From Financial Times

Indonesia woos investors for infrastructure plans

By John Aglionby in Jakarta

Published: November 1 2006 00:53 | Last updated: November 1 2006 00:53

Indonesia is opening to investors up to 110 infrastructure projects valued at $16.5bn (€13bn, £8.7bn) in an attempt to invigorate its sluggish economic recovery after years of crisis and poor management that triggered a collapse in investment.

Ministers are hoping to convince 800 investors at a three-day forum in Jakarta that they have learnt from the disastrous first such conference in January last year, and that conditions are now ripe to venture into what has long been considered one of the most perilous sectors in a risky investment environment.

Resistance from vested interests in the bureaucracy, rampant corruption, the failure to create a more investment-friendly climate by amending labour and tax laws, a messy decentralisation process and a lack of legal certainty are considered the main reasons for the prolonged inertia.

Of the 91 projects offered last year, fewer than a dozen have been implemented. Some of the remainder have been rewritten and are being re-offered this week.

“Since [January 2005] there have been improvements and some developments,” said Boediono, the senior economics minister. “We have prepared much better this time.”

The new strategy has three main strands. The first was to identify 120 regulations needed to ensure legal certainty and boost investor confidence. Mr Boediono told the Financial Times that about 60 per cent of these had been implemented and all should be in place by early next year. These include a risk-sharing package between the government and investors, a government infrastructure fund of Rp2,000bn ($221m) and a land acquisition fund of Rp 600bn for this year and Rp400bn for next year. They do not include any tax breaks.

“In principle government support and risk sharing is there so infrastructure development can proceed,” said Sri Mulyani Indrawati, the finance minister.

The second strand is a focus on 10 “model” projects valued at $4.5bn. “These have been prepared to international best practice and are ready to go now so we can create some momentum and show we are serious,” Mr Boediono said.

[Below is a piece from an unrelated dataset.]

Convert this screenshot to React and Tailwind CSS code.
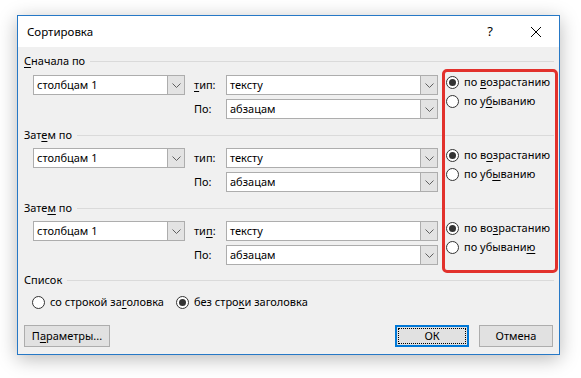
import React from "react"

function Chevron() {
  return (
    <svg width="9" height="5" viewBox="0 0 9 5" fill="none">
      <polyline points="0.5,0.5 4.5,4.5 8.5,0.5" stroke="#5f5f5f" strokeWidth="1" />
    </svg>
  )
}

function Combo({ value, width }) {
  return (
    <div className={`flex h-[20px] border border-[#adadad] bg-white ${width}`}>
      <div className="flex-1 pl-[3px] leading-[18px]">{value}</div>
      <div className="flex w-[17px] items-center justify-center border-l border-[#adadad] bg-[#e3e3e3]">
        <Chevron />
      </div>
    </div>
  )
}

function Radio({ checked, children }) {
  return (
    <div className="flex h-[16px] items-center whitespace-nowrap">
      <span className="flex h-[13px] w-[13px] shrink-0 items-center justify-center rounded-full border border-[#333] bg-white">
        {checked && <span className="h-[7px] w-[7px] rounded-full bg-[#333]" />}
      </span>
      <span className="ml-[5px] leading-[16px]">{children}</span>
    </div>
  )
}

function Heading({ children, className = "" }) {
  return (
    <div className={`flex h-[16px] items-center pl-[6px] pr-[5px] ${className}`}>
      <span className="leading-[16px]">{children}</span>
      <div className="ml-[5px] h-px flex-1 bg-[#dadada]" />
    </div>
  )
}

function SortGroup({ type, asc, desc, className = "" }) {
  return (
    <div className={`flex pl-[15px] ${className}`}>
      <Combo value="столбцам 1" width="w-[152px]" />
      <div className="ml-[9px] flex flex-col gap-[4px]">
        <div className="flex items-center">
          <span className="w-[32px]">{type}</span>
          <Combo value="тексту" width="w-[212px]" />
        </div>
        <div className="flex items-center">
          <span className="w-[32px]">По:</span>
          <Combo value="абзацам" width="w-[212px]" />
        </div>
      </div>
      <div className="-mt-[1px] ml-[8px] flex flex-col gap-[3px]">
        <Radio checked>{asc}</Radio>
        <Radio>{desc}</Radio>
      </div>
    </div>
  )
}

const u = (s) => <u className="underline-offset-2">{s}</u>

export default function App() {
  return (
    <div className="min-h-screen bg-white pl-[17px] pt-[15px] font-['Segoe_UI','Noto_Sans',sans-serif] text-[11px] text-black">
      <div className="relative w-[543px] border border-[#2678c6] bg-[#f0f0f0] shadow-[0_4px_18px_rgba(0,0,0,0.28)]">
        <div className="flex h-[31px] items-center bg-white">
          <span className="flex-1 pl-[9px] text-[11.5px]">Сортировка</span>
          <div className="flex h-full w-[46px] items-center justify-center text-[13px]">?</div>
          <div className="flex h-full w-[46px] items-center justify-center">
            <svg width="10" height="10" viewBox="0 0 10 10">
              <path d="M0 0 L10 10 M10 0 L0 10" stroke="#000" strokeWidth="1" />
            </svg>
          </div>
        </div>

        <div className="flex flex-col pb-[7px] pt-[6px]">
          <Heading>{u("С")}начала по</Heading>
          <SortGroup
            className="mt-[6px]"
            type={<>{u("т")}ип:</>}
            asc={<>по {u("в")}озрастанию</>}
            desc={<>по у{u("б")}ыванию</>}
          />

          <Heading className="mt-[8px]">Зат{u("е")}м по</Heading>
          <SortGroup
            className="mt-[5px]"
            type={<>тип:</>}
            asc={<>по в{u("о")}зрастанию</>}
            desc={<>по уб{u("ы")}ванию</>}
          />

          <Heading className="mt-[8px]">Зате{u("м")} по</Heading>
          <SortGroup
            className="mt-[5px]"
            type={<>ти{u("п")}:</>}
            asc={<>по во{u("з")}растанию</>}
            desc={<>по убывани{u("ю")}</>}
          />

          <Heading className="mt-[7px]">Список</Heading>
          <div className="mt-[6px] flex gap-[12px] pl-[14px]">
            <Radio>со строкой за{u("г")}оловка</Radio>
            <Radio checked>без стро{u("к")}и заголовка</Radio>
          </div>

          <div className="mt-[15px] flex items-center px-[6px]">
            <button className="h-[22px] w-[86px] border border-[#adadad] bg-[#e1e1e1]">
              П{u("а")}раметры...
            </button>
            <div className="flex-1" />
            <button className="relative h-[22px] w-[74px] border-2 border-[#0078d7] bg-[#e1e1e1]">
              <span className="absolute inset-[1px] border border-dotted border-black" />
              ОК
            </button>
            <button className="ml-[10px] h-[22px] w-[74px] border border-[#adadad] bg-[#e1e1e1]">
              Отмена
            </button>
          </div>
        </div>

        <div className="absolute left-[424px] top-[53px] h-[204px] w-[116px] rounded-[5px] border-[3px] border-[#e2312c]" />
      </div>
    </div>
  )
}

These are three water supply projects, a ferry terminal, a port, two toll roads, a telecommunications scheme and two power projects. The remaining projects are expected to take some weeks to finalise.

The final innovation is that ministers will hold “surgeries” every day at the conference. “The aim is for investors to be able to ask them anything they want,” Mr Boediono said.

Lawrence Greenwood, a vice-president of the Asian Development Bank, told the Financial Times he thought the government had made “important progress” and was “well prepared”. “This is the coming-out party for the new framework,” he said. But he warned the government it needed to be “bolder in terms of development spending” if it wanted to entice the private sector to invest.

Before the 1997 Asian financial crisis, the government spent about 6 per cent of gross domestic product on development. That fell to 1 per cent in 2000 and is now 2 per cent. The consequence of this, said Mr Greenwood, was that Indonesia’s infrastructure was, in general, “significantly substandard” and in water supply and sanitation, “abysmal”.

Infrastructure experts agree. “President [Susilo Bambang] Yudhoyono was right to make infrastructure a platform of his government but the performance has been slow and disappointing,” said Scott Younger, president commissioner of Nusantara Infrastructure.

This lethargy has caused foreign investors to turn their backs on Indonesia. Foreign investment in the first nine months of the year fell 44 per cent to $4.29bn compared with the same period a year ago.

However, the government estimates at least $65bn will have to be spent on infrastructure by 2009 to achieve its growth target of 7.6 per cent, of which it will be able to contribute only $25bn.

Despite the government’s upbeat talk, investors will take a lot of convincing. “The president and cabinet are aware of the problems, and some senior officials are very aware of the problems, but the bureaucracy seems so unwilling and unable to move quickly,” said Peter Fanning, the chairman of the International Business Chamber, a group of 16 Jakarta-based foreign chambers of commerce.